• _WHAT IS NEEDED_:
Spot every line with the word "screenshot" and return it.

• _SUPPLIED DATA_:
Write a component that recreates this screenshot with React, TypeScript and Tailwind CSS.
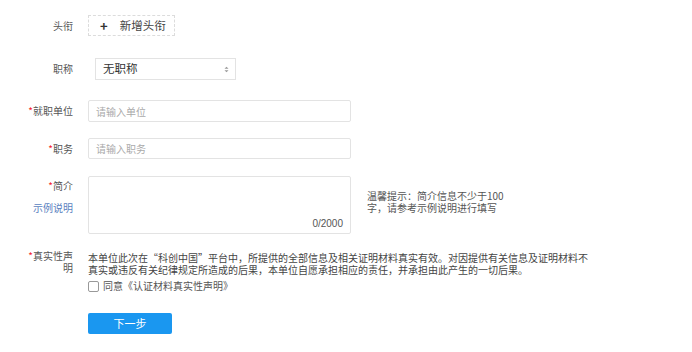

...

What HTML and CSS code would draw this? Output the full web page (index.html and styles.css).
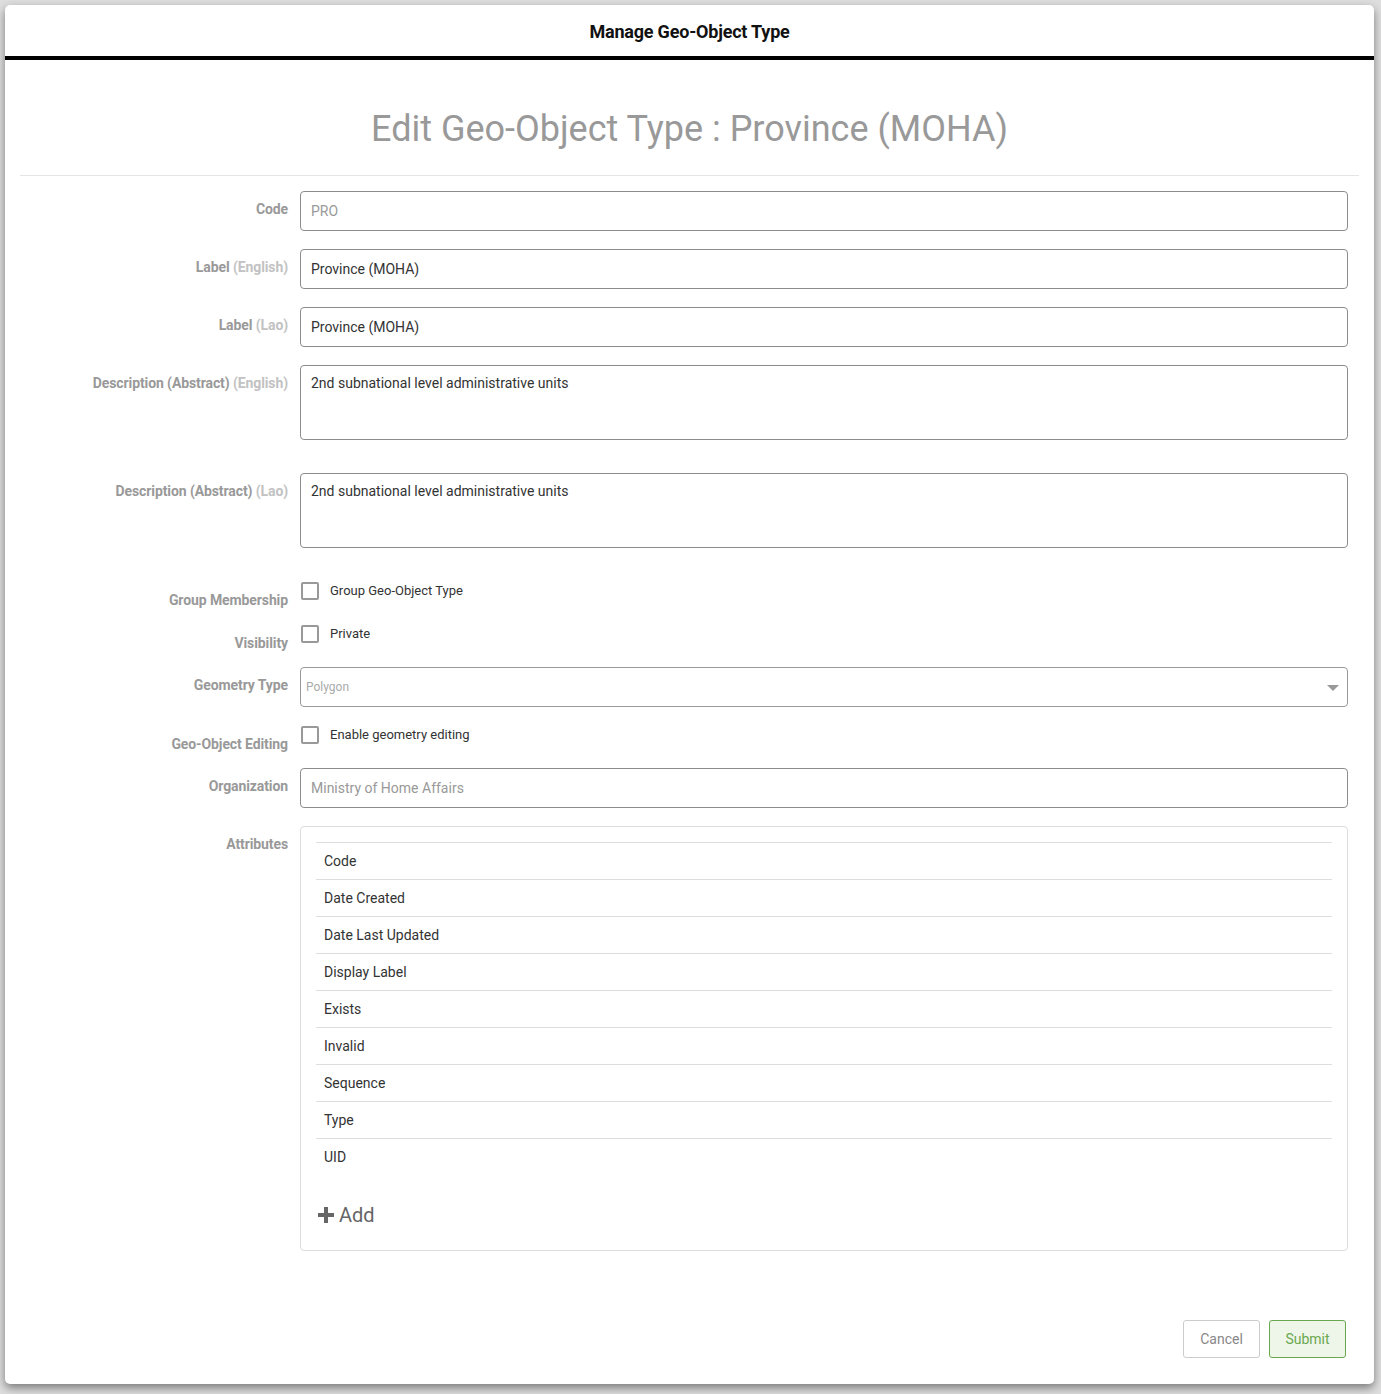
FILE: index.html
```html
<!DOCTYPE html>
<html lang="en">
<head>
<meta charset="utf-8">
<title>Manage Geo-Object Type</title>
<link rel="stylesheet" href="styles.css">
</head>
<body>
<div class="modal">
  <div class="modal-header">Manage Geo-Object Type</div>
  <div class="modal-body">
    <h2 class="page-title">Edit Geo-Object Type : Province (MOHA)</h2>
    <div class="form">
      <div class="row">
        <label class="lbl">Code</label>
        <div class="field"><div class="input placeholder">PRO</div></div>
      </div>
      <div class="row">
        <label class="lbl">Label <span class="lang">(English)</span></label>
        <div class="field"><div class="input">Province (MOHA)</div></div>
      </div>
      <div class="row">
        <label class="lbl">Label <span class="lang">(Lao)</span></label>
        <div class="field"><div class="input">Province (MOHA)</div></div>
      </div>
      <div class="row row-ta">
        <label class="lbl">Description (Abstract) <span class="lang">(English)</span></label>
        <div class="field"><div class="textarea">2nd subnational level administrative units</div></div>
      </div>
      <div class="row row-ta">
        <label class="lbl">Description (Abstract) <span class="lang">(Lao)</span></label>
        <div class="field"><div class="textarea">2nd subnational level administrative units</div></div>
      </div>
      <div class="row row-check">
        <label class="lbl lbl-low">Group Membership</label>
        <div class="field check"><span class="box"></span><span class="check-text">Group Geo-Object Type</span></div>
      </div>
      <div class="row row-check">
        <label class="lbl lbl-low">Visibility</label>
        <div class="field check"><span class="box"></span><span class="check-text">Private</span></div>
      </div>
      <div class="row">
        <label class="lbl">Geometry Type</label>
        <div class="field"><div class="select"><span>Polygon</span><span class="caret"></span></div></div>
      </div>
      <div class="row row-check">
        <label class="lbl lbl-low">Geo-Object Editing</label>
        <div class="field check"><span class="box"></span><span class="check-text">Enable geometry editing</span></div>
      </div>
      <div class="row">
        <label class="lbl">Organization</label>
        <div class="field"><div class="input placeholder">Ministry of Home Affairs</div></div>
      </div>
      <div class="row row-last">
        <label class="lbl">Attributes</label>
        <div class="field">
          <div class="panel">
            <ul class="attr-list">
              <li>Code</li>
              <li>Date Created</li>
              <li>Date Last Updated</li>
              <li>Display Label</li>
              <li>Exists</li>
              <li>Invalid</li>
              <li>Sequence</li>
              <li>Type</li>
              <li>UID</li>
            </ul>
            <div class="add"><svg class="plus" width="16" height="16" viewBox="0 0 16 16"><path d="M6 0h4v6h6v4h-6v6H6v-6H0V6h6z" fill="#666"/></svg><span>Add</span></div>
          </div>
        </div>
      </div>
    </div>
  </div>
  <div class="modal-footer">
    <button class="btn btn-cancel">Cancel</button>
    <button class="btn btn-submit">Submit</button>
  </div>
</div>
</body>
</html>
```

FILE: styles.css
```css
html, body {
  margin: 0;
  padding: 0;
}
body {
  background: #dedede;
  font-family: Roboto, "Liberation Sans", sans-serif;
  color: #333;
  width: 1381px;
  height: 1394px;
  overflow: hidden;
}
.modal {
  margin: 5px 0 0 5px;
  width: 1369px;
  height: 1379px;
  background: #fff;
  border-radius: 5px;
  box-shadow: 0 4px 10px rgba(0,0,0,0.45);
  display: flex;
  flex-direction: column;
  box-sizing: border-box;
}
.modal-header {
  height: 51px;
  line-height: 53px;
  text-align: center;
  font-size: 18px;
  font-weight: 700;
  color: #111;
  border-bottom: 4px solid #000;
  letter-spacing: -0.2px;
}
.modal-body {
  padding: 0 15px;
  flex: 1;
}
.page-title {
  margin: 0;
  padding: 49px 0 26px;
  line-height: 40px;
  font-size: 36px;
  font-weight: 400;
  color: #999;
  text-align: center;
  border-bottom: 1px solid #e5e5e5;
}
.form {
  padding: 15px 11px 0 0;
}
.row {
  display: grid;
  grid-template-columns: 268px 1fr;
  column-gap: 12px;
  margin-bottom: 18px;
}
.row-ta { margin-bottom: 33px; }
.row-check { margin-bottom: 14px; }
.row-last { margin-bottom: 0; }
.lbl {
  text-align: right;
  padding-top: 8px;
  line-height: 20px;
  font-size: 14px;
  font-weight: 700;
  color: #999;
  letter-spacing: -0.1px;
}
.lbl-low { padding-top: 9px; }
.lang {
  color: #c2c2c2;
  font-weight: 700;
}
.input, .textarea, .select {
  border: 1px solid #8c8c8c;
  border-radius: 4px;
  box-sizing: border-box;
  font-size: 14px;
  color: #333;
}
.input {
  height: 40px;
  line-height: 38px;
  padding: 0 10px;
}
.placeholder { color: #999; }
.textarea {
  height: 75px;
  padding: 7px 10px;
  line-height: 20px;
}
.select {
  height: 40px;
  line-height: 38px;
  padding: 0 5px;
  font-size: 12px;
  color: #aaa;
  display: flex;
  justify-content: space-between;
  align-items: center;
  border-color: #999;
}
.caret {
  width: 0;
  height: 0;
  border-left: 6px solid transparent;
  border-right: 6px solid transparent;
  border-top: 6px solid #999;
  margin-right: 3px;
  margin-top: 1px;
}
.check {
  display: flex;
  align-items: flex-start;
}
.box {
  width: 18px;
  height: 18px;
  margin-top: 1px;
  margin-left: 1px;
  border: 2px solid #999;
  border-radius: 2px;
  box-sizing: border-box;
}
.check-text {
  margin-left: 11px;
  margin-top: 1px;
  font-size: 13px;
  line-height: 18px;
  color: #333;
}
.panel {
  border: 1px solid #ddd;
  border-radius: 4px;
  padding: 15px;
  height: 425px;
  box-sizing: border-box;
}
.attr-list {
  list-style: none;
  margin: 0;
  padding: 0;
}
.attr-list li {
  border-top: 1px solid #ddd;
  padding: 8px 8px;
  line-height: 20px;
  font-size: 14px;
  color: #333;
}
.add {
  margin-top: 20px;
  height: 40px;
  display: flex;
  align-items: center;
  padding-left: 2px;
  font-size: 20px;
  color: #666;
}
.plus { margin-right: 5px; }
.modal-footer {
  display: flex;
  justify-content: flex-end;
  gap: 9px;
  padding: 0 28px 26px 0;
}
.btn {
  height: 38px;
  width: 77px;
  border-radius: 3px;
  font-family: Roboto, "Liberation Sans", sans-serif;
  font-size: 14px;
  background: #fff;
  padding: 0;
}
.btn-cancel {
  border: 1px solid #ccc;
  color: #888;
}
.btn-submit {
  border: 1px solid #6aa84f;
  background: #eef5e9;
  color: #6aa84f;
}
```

* * *

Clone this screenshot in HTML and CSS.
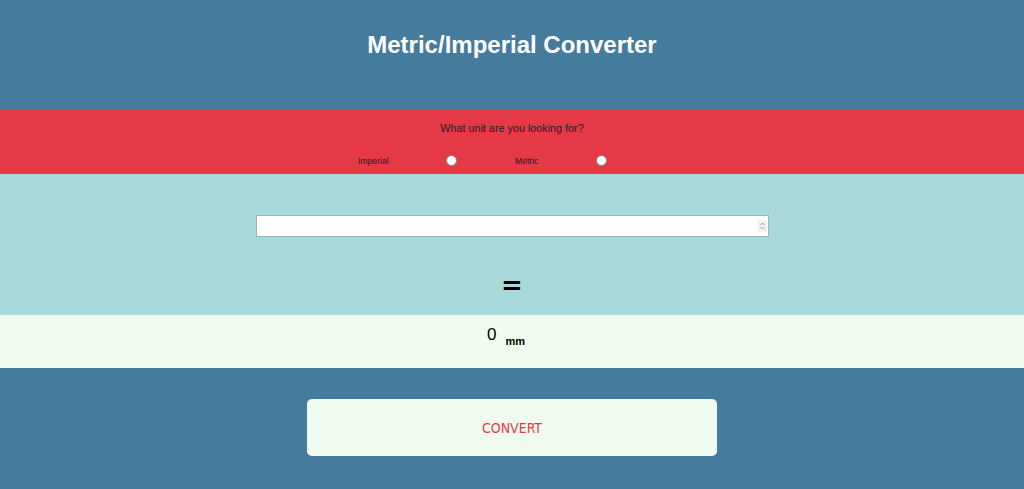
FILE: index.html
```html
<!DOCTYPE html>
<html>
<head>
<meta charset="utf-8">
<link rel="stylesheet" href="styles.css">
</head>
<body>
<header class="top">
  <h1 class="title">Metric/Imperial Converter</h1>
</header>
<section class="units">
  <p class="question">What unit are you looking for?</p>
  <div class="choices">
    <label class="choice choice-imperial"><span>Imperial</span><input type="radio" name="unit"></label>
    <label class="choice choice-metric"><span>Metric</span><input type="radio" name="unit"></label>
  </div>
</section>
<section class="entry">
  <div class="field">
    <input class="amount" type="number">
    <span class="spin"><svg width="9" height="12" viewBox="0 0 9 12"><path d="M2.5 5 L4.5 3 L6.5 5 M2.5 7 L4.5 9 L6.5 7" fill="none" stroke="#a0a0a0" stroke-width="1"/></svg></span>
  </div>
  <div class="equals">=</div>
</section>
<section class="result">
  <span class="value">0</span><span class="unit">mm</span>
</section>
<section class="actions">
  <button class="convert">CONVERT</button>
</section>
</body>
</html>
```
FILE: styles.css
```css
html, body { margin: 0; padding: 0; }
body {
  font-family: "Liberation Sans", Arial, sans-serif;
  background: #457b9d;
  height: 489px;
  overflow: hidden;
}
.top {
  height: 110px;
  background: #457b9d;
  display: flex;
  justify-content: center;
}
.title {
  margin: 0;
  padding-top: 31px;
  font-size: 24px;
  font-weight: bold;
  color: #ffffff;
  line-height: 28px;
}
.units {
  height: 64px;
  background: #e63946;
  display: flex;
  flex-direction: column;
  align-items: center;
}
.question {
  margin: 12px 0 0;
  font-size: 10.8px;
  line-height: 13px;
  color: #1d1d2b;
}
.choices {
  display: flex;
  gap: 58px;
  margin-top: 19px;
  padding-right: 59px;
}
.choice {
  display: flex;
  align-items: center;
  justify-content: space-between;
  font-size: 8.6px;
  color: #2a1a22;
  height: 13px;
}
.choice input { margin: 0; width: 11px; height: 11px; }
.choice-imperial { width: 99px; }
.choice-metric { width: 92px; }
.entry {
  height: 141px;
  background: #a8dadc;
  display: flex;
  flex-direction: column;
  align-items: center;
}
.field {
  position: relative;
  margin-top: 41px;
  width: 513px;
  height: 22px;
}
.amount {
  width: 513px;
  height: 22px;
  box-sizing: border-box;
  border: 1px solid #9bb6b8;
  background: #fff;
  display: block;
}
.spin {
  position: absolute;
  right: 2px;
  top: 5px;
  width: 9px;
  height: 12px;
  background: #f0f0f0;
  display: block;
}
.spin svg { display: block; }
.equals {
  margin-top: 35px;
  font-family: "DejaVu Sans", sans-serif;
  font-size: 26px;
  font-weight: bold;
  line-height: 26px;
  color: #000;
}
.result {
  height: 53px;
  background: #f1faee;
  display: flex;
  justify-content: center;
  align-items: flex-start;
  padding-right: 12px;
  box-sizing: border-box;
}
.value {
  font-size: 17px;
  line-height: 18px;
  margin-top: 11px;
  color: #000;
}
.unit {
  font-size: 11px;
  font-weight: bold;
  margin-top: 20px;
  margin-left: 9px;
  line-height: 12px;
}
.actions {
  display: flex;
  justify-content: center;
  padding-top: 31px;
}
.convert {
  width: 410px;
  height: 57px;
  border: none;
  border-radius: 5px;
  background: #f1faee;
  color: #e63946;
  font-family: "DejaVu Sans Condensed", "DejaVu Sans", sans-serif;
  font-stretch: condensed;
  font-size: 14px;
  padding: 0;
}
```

• _REPLY TO THE TASK_:
Write a component that recreates this screenshot with React, TypeScript and Tailwind CSS.
Clone this screenshot in HTML and CSS.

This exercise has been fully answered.